Le Sénat frappe fort avec une augmentation des taxes sur le jeu
La fiscalité des jeux de hasard et d’argent en France s’apprête à subir un profond bouleversement. Dans le cadre du Projet de Loi de Financement de la Sécurité Sociale (PLFSS) pour 2025, le Sénat a approuvé une série de mesures visant à augmenter significativement les taxes sur les jeux, qu’ils soient physiques ou en ligne. Ces décisions suscitent à la fois l’espoir d’une meilleure régulation et des inquiétudes quant aux répercussions économiques.
Hausse ciblée mais conséquente
Parmi les principales mesures adoptées, les taux de taxation des casinos terrestres, des paris sportifs et du poker en ligne sont particulièrement concernés. Par exemple :
- Les machines à sous verront leur taxe passer de 7,6 % à 8,1 %.
- Les paris sportifs en ligne subiront une hausse de 10,6 % à 11,6 %.
- Le poker en ligne est l’un des plus touchés, avec un passage à 10 % de prélèvement sur le Produit Brut des Jeux (PBJ), contre seulement 0,2 % auparavant.
Ces hausses devraient permettre de générer 1,6 milliard d’euros de recettes fiscales en 2025, contre 1,2 milliard en 2023, selon des projections.
Enjeu sanitaire et social
Au-delà des chiffres, cette réforme fiscale vise à répondre à des préoccupations de santé publique.
«L’essor des jeux de hasard s’accompagne d’une augmentation du nombre de personnes souffrant d’addiction, avec des conséquences graves : surendettement, isolement et troubles psychologiques.»
Élisabeth Doineau, Sénatrice
Les revenus issus de ces nouvelles taxes seront en partie fléchés vers la branche maladie, notamment pour financer des programmes de prévention contre l’addiction aux jeux.
À quoi servira cette augmentation ?
L’augmentation des taxes sur les jeux d’argent vise plusieurs objectifs concrets. En premier lieu, ces recettes supplémentaires permettront de renforcer le financement de la branche maladie de la Sécurité sociale. Une part significative des 1,6 milliard d’euros attendus sera consacrée à des programmes de prévention et de traitement des addictions liées aux jeux d’argent, afin de mieux accompagner les personnes vulnérables.
Par ailleurs, cette fiscalité renforcée contribuera à financer des actions de sensibilisation et à mettre en place des dispositifs pour décourager les pratiques excessives, notamment auprès des jeunes et des populations défavorisées.
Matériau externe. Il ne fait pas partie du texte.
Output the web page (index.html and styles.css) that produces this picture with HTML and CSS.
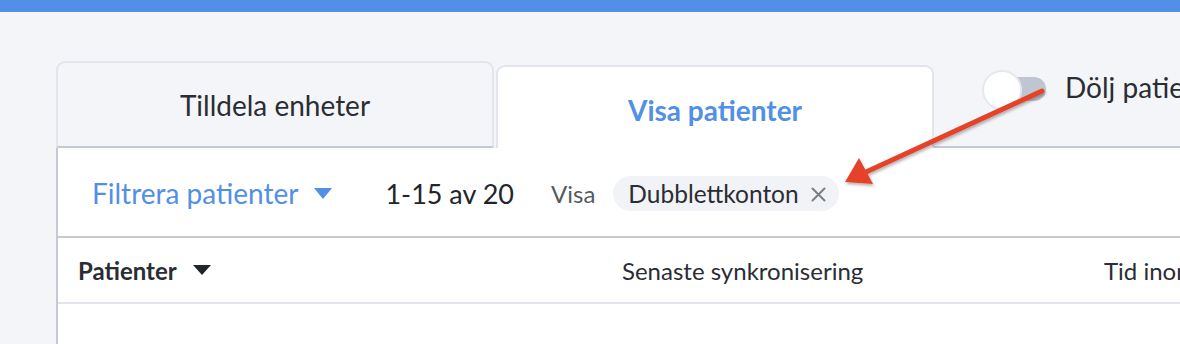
FILE: index.html
```html
<!DOCTYPE html>
<html lang="sv">
<head>
<meta charset="utf-8">
<link rel="stylesheet" href="styles.css">
</head>
<body>
<div class="topbar"></div>
<div class="main">
  <div class="tabs-row">
    <div class="tab tab-inactive">Tilldela enheter</div>
    <div class="tab tab-active">Visa patienter</div>
    <div class="tabs-filler">
      <div class="toggle">
        <span class="track"></span>
        <span class="knob"></span>
      </div>
      <span class="toggle-label">Dölj patienter</span>
    </div>
  </div>
  <div class="panel">
    <div class="filter-row">
      <span class="filter-btn">Filtrera patienter <span class="tri tri-blue"></span></span>
      <span class="count">1-15 av 20</span>
      <span class="visa">Visa</span>
      <span class="chip">Dubblettkonton
        <svg class="chip-x" width="15" height="15" viewBox="0 0 15 15"><path d="M1.5 1.5 L13.5 13.5 M13.5 1.5 L1.5 13.5" stroke="#7a7f87" stroke-width="2" stroke-linecap="round"/></svg>
      </span>
    </div>
    <div class="head-row">
      <div class="col col-patients">Patienter <span class="tri tri-dark"></span></div>
      <div class="col col-sync">Senaste synkronisering</div>
      <div class="col col-time">Tid inom mål</div>
    </div>
    <div class="body-row"></div>
  </div>
</div>
<svg class="arrow" width="1180" height="344" viewBox="0 0 1180 344">
  <defs>
    <filter id="sh" x="-20%" y="-20%" width="140%" height="140%">
      <feDropShadow dx="1" dy="2" stdDeviation="1.5" flood-color="#000" flood-opacity="0.3"/>
    </filter>
  </defs>
  <g filter="url(#sh)">
    <line x1="1042" y1="91" x2="866" y2="172" stroke="#e5432c" stroke-width="5" stroke-linecap="round"/>
    <polygon points="845,182 859,158 873,184" fill="#e5432c"/>
  </g>
</svg>
</body>
</html>
```

FILE: styles.css
```css
* { box-sizing: border-box; }
html, body { margin: 0; padding: 0; }
body {
  width: 1180px;
  height: 344px;
  overflow: hidden;
  background: #f4f5f9;
  font-family: Lato, "Open Sans", sans-serif;
  color: #2a2d33;
  position: relative;
}
.topbar {
  height: 12px;
  background: #538fe7;
}
.main {
  padding: 49px 0 0 56px;
}
.tabs-row {
  display: flex;
  align-items: flex-end;
  height: 87px;
}
.tab {
  width: 438px;
  flex: none;
  display: flex;
  align-items: center;
  justify-content: center;
  font-size: 28px;
  border: 2px solid #e2e5eb;
  border-radius: 9px 9px 0 0;
}
.tab-inactive {
  height: 87px;
  background: #f4f5f9;
  border-bottom: 2px solid #c4c9d3;
  padding-top: 0;
}
.tab-active {
  height: 83px;
  margin-left: 2px;
  background: #fff;
  border-bottom: none;
  color: #528fe6;
  font-weight: 700;
  padding-top: 4px;
}
.tabs-filler {
  flex: 1;
  align-self: stretch;
  border-bottom: 2px solid #c4c9d3;
  display: flex;
  align-items: flex-start;
  padding: 9px 0 0 48px;
  white-space: nowrap;
  overflow: hidden;
}
.toggle {
  position: relative;
  width: 64px;
  height: 40px;
  flex: none;
}
.track {
  position: absolute;
  left: 16px;
  top: 7px;
  width: 48px;
  height: 24px;
  border-radius: 12px;
  background: #c0c6d0;
}
.knob {
  position: absolute;
  left: 0;
  top: 0;
  width: 40px;
  height: 40px;
  border-radius: 50%;
  background: #fff;
  border: 2px solid #e6e8ee;
}
.toggle-label {
  font-size: 28px;
  margin-left: 19px;
  margin-top: 0;
}
.panel {
  background: #fff;
  border-left: 2px solid #c4c9d3;
  height: 200px;
}
.filter-row {
  height: 90px;
  display: flex;
  align-items: center;
  padding-left: 34px;
  border-bottom: 2px solid #c4c9d3;
  padding-top: 2px;
  white-space: nowrap;
}
.filter-btn {
  color: #528fe6;
  font-size: 28px;
  display: flex;
  align-items: center;
}
.tri {
  display: inline-block;
  width: 0;
  height: 0;
  border-left: 9px solid transparent;
  border-right: 9px solid transparent;
}
.tri-blue {
  border-top: 11px solid #528fe6;
  margin-left: 16px;
}
.count {
  font-size: 27px;
  margin-left: 53px;
  color: #22252a;
}
.visa {
  font-size: 24px;
  color: #555a61;
  margin-left: 37px;
}
.chip {
  margin-left: 18px;
  background: #f1f3f7;
  border-radius: 18px;
  height: 35px;
  display: flex;
  align-items: center;
  padding: 0 13px 0 15px;
  font-size: 24.5px;
}
.chip-x {
  margin-left: 12px;
  margin-top: 2px;
  flex: none;
}
.head-row {
  height: 66px;
  display: flex;
  align-items: center;
  border-bottom: 2px solid #e1e4ea;
  font-size: 24px;
  white-space: nowrap;
  overflow: hidden;
}
.col { flex: none; }
.col-patients {
  width: 564px;
  padding-left: 20px;
  font-weight: 700;
  display: flex;
  align-items: center;
}
.tri-dark {
  border-top: 10px solid #22252a;
  margin-left: 16px;
}
.col-sync {
  width: 482px;
}
.arrow {
  position: absolute;
  left: 0;
  top: 0;
  pointer-events: none;
}
```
Enfin, le gouvernement espère également utiliser une partie de ces fonds pour soutenir des initiatives de régulation visant à assainir un secteur en pleine croissance, tout en maintenant un cadre économique compétitif et équitable.
Une industrie inquiète
Du côté des opérateurs de jeux d’argent, la pilule passe mal.
«Cette hausse fiscale pourrait réduire la compétitivité du secteur et inciter les joueurs à se tourner vers des plateformes illégales.»
La fiscalité globale, qui pourrait avoisiner 60 % du PBJ, est perçue comme un frein au dynamisme du marché, qui a pourtant atteint un record de 13,4 milliards d’euros en 2023.
De plus, certains segments, comme les paris hippiques, bénéficient d’exemptions fiscales pour préserver leurs filières, ce qui suscite des critiques sur un traitement inégal.
Les paris sportifs au cœur des débats
Les paris sportifs, en ligne ou physiques, ont été un sujet particulièrement sensible. Un amendement a limité la hausse fiscale à 1 %, contre 4,4 % initialement envisagés, afin de protéger les partenariats entre opérateurs et organisations sportives, encore fragilisées par la crise sanitaire.
Mais cette décision ne fait pas l’unanimité. Le sénateur écologiste Thomas Dossus dénonce ces plateformes comme des parasites, accusant leur marketing agressif de cibler les populations vulnérables.
«Ces plateformes favorisent l’addiction et contribuent à la toxicité dans le milieu sportif, notamment par le cyberharcèlement des joueurs.»
Thomas Dossus
Un projet encore en suspens
Bien que le Sénat ait adopté ces mesures, rien n’est encore définitif. Le projet de loi doit désormais être examiné par l’Assemblée nationale, où des amendements pourraient encore modifier ou ajuster les dispositions votées. Ce passage crucial pourrait être l’occasion pour les députés de prendre en compte les préoccupations des différents acteurs, qu’il s’agisse des opérateurs de jeux, des associations de lutte contre l’addiction ou des élus locaux défendant les secteurs exemptés, comme les paris hippiques.
Cette étape finale sera déterminante pour confirmer, ajuster ou rejeter ces hausses fiscales. Ainsi, les jeux ne sont pas encore faits, et les débats à venir s’annoncent tout aussi intenses que ceux déjà observés au Sénat.